Model 2: single well

First hide the output layers by deselecting the sub group mesh or even the main group case-Rijsenhout output.
Go to the tab Elements in QGIS-Tim.
Click on the element “Well” and a window opens to create a new (vector) layer in QGIS.
Give the layer a name, e.g. “DewateringWell” and click OK.

See that layer “timml Well:DewateringWell” is added to the timml sub group in your geopackage with ‘point’ as geometry. Also in the ttim sub group an element with the same name is added. This is a table that can store transient well data while referring to the x/y locations in the timml layer. Next step is to add the actual well, both the location and its parameters.

Select the layer “timml Well:DewateringWell”.
Click your right mouse button and select the Toggle Editing Mode ().
To add a new well (feature) to the layer click the Add Point Feature button ().
With your mouse, click on a location in the centre of the group of bombs.
Fill the feature with the values from the example below.

Click OK.
Click the Toggle Editing button () and if you are asked to save changes and select Save.
An alternative way to save your edits is to click the Save Layer Edits button () and then stop editing with the Toggle Editing button ().

Next step is to rerun the model including the new well.

In QGIS-Tim go to the tab Model Manager and see that the Well is added.
Go to the tab Results and select also the output format Raster.
Click on Compute to rerun your model.

The output in your ouput group “case-Rijsenhout output” is directly overwritten with the new results. In the sub group mesh you see the created raster “case-Rijsenhout-head_layer_0”.

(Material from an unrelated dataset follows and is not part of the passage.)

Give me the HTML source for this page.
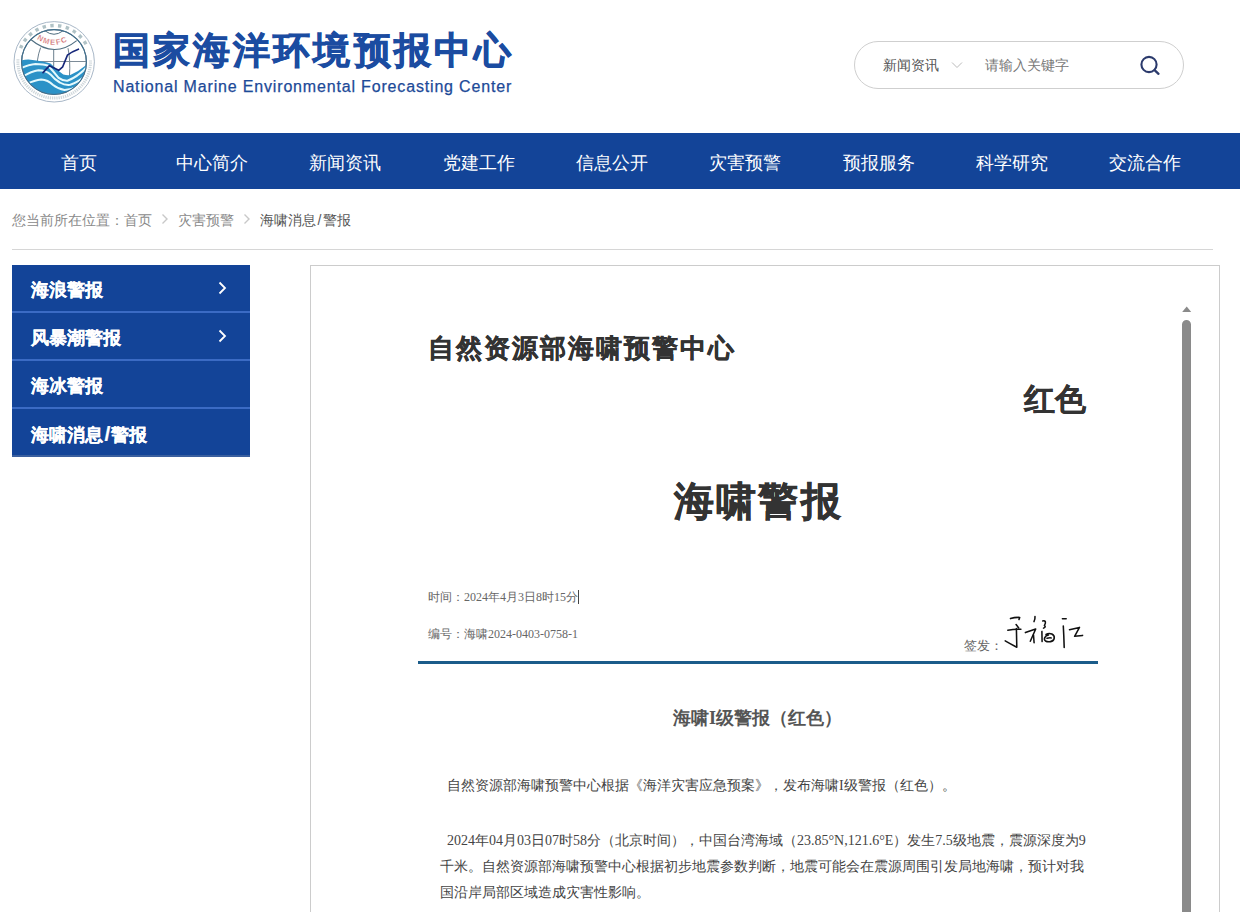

Do you like to see the values of the calculated Head under you mouse?

Make the results visible again. So see if the group case-Rijsenhout output and mesh are checked.
Select the output sub group mesh and deselect the group raster.
Select the Value Tool button ().
Hover over the area and in the “Value Tool” panel you see the value within the mesh file at your mouse location.

Do you like to see the values in a cross section? Deltares developed the Cross Section Tool, available in the iMOD Plugin.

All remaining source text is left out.